Another technique, and possibly the most effective, is simply to use 'level' as a cap on the attributes that you can raise using your available points - similar to the 3e skills system. To do this successfully, a reasonable cap should be about 10% / level, plus some fixed base. Apply this to everything that increases a skill, possibly with an additional limit to capitalisation on magic items and the like (which is usually much more realistic and much more elegant than certain CRPGs' 'you must be 13th level to use this item'). This gives many of the benefits of careers but without the problem of tying players down to specific fluff. Rather than 3e's 'you get 6 skill points per level', an easier method is to hand out stat points over time and raise the bar when players are generally close to the limit. This should work nicely with a MAD system.

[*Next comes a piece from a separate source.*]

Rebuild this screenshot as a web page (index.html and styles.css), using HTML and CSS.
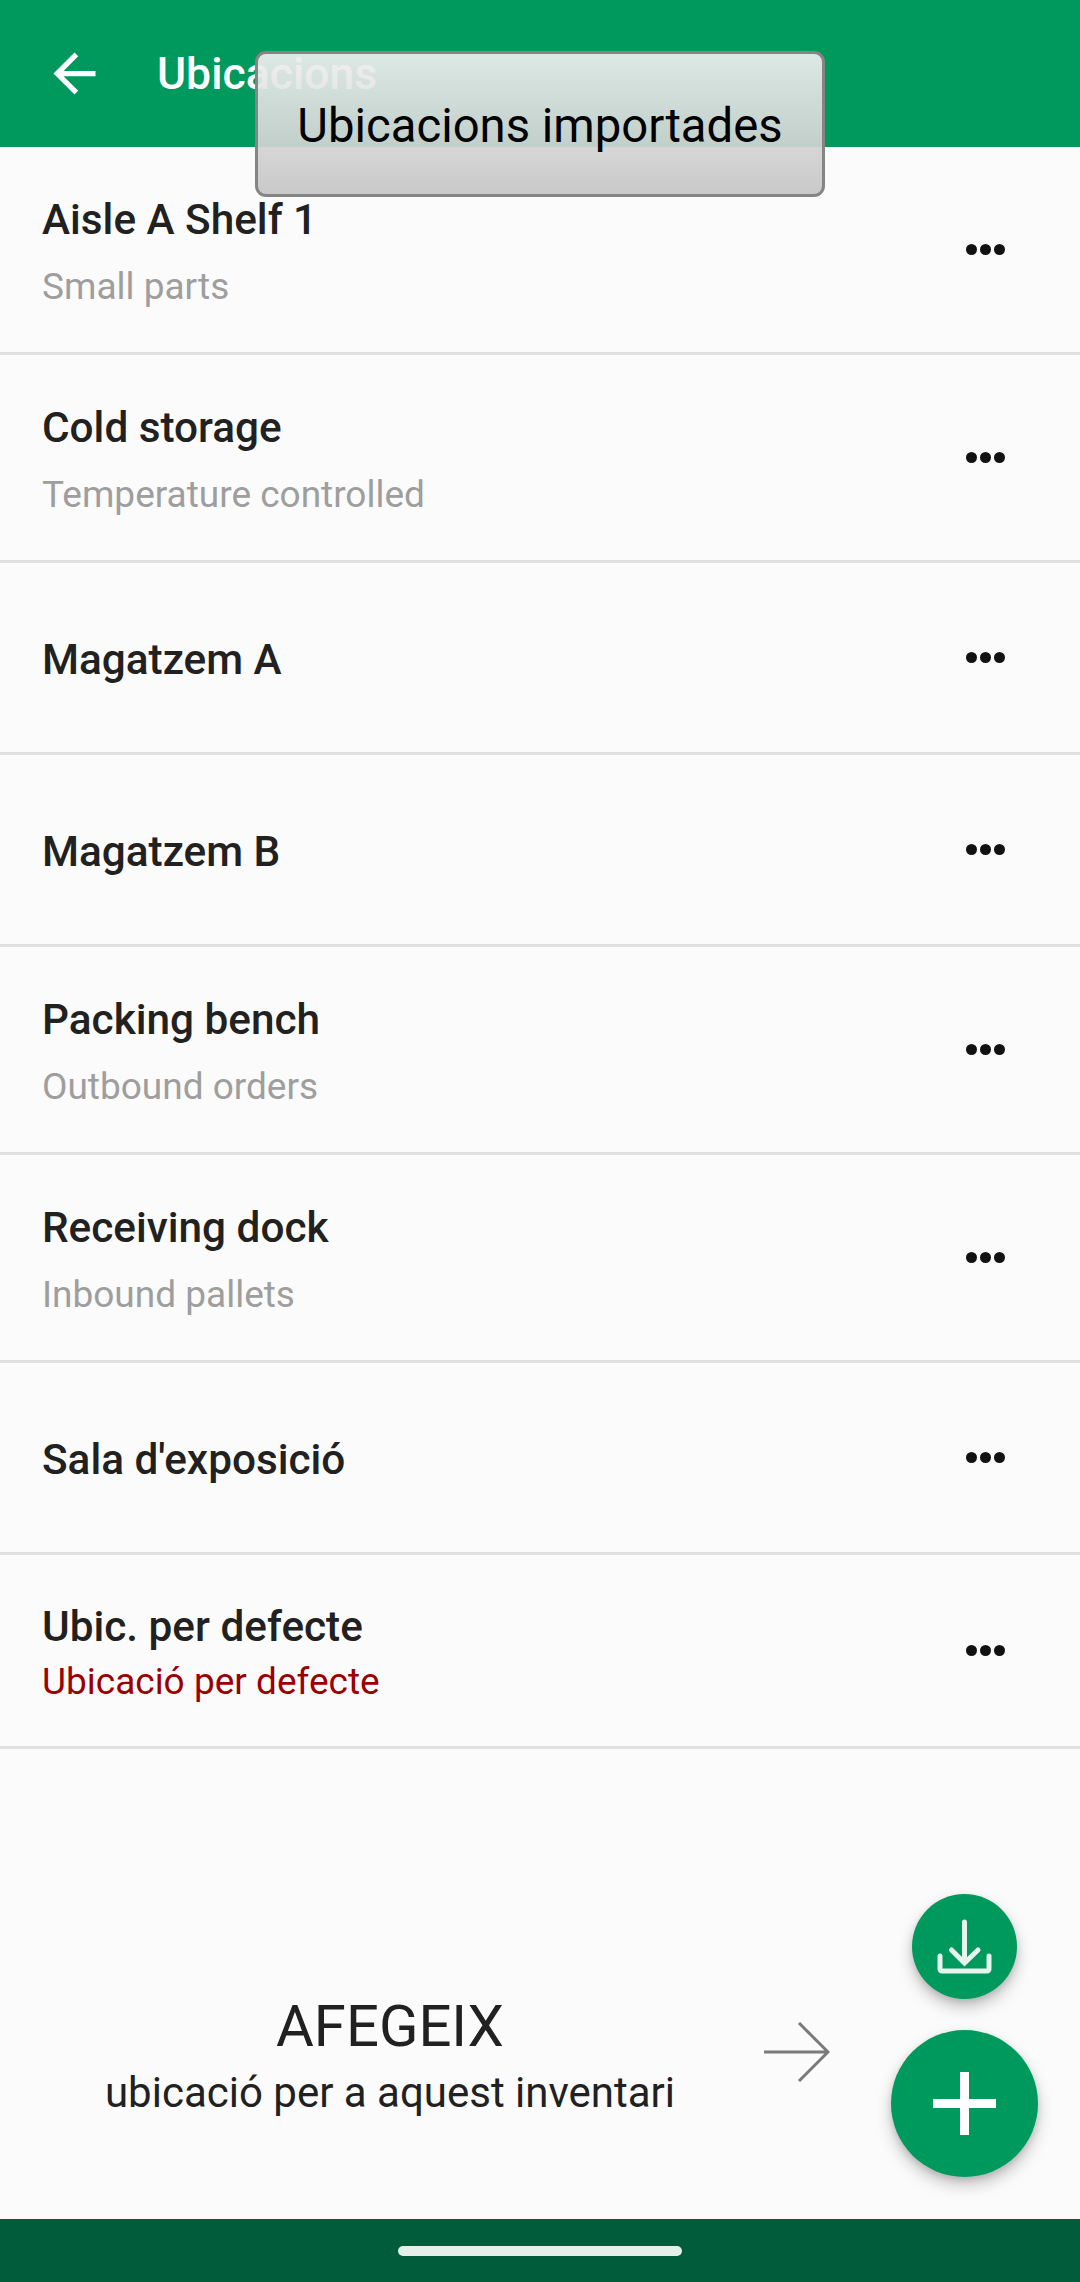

As for dice and associated mechanics, there are three common methods - 'roll low', 'roll high' and 'bucket'. In 'roll low', you usually use a number of dice and try to roll equal to or less than a target number. This can run into the dangerous realm of tables if you have two people both trying to achieve something at the same time. 'Roll high' usually needs more maths than 'roll low' - you roll some dice, add them up, add a modifier and compare to a target number. If you equal or exceed the target number then you pass the test. If someone is trying to stop you, they make a similar check and your target number is their roll. The 'bucket' method is an interesting take on this, where an attribute indicates how many dice you roll, and there is a target number which determines which dice are kept. If you have enough dice left, you succeed. I've never played WoD or Shadowrun, so I can't really evaluate this technique unfortunately. I'm not sure how much I can help you choose a mechanic here, however.

2008-12-19, 03:43 PM
Assuming I factor a character's movement range into a character's spellcasting range, I would like to incorporate "every other" attribute group as well.

In other words, what I'm thinking of right now is a World of Darkness-esque attribute system, having Physical, Mental, and Spiritual categories for attributes. In said spread of attributes, speed would be solely a physical endeavor, and channeling one's avatar would be a spiritual endeavor (which I am looking to incorporate the other attributes into).

I don't know why, but there is some sort of aversion I have to going through with the WoD-based attributes. I really like WoD, but have never played it, I don't know why I'm afraid of using its abilities. That said, I do like how WoD does its abilities, and how it uses dice (it uses the "bucket" dice method you mentioned, I believe you know this).

Somewhat akin to attributes, I'm deciding how many "vital stats" I want players to have. When a player is reduced to 0 health, he falls unconcious, once he reaches a certain negative number, he is dead. This is, of course, inspired by 3(.5) Dungeons and Dragons, which can't be helped, as it was my first Roleplaying system. I like the idea of struggling to keep an incapacitated character alive, and leaving room for diehard characters (and injured characters at lower health values). Obviously, one wants a way of tracking how alive their characters are, this is, of course, health. Persona tracks your magical stamina via SP, it has no bearings on your character's performance, it just determines whether or not you can cast a spell. I'd like for having no SP to have some sort of effect on a character, perhaps disabling all bonuses given by a persona (even a Healer's regeneration, for the sake of making the state detrimental). The third vital stat that I'm thinking of is one I'm unsure of. In Persona (3/4, at least), using a physical attack (such as Bash) costs its user HP. I don't like that, while it forces the user to make strategic choices between damage/staying alive, or forcing another character to heal them, it also shafts melee classes when magic classes have a second resource for (often more) damage. My proposition for a third ability is "Stamina," which would determine how fatigued (or energized) a character is. Many things, ranging from sprinting to using one's avatar for physical prowess would drain this stat.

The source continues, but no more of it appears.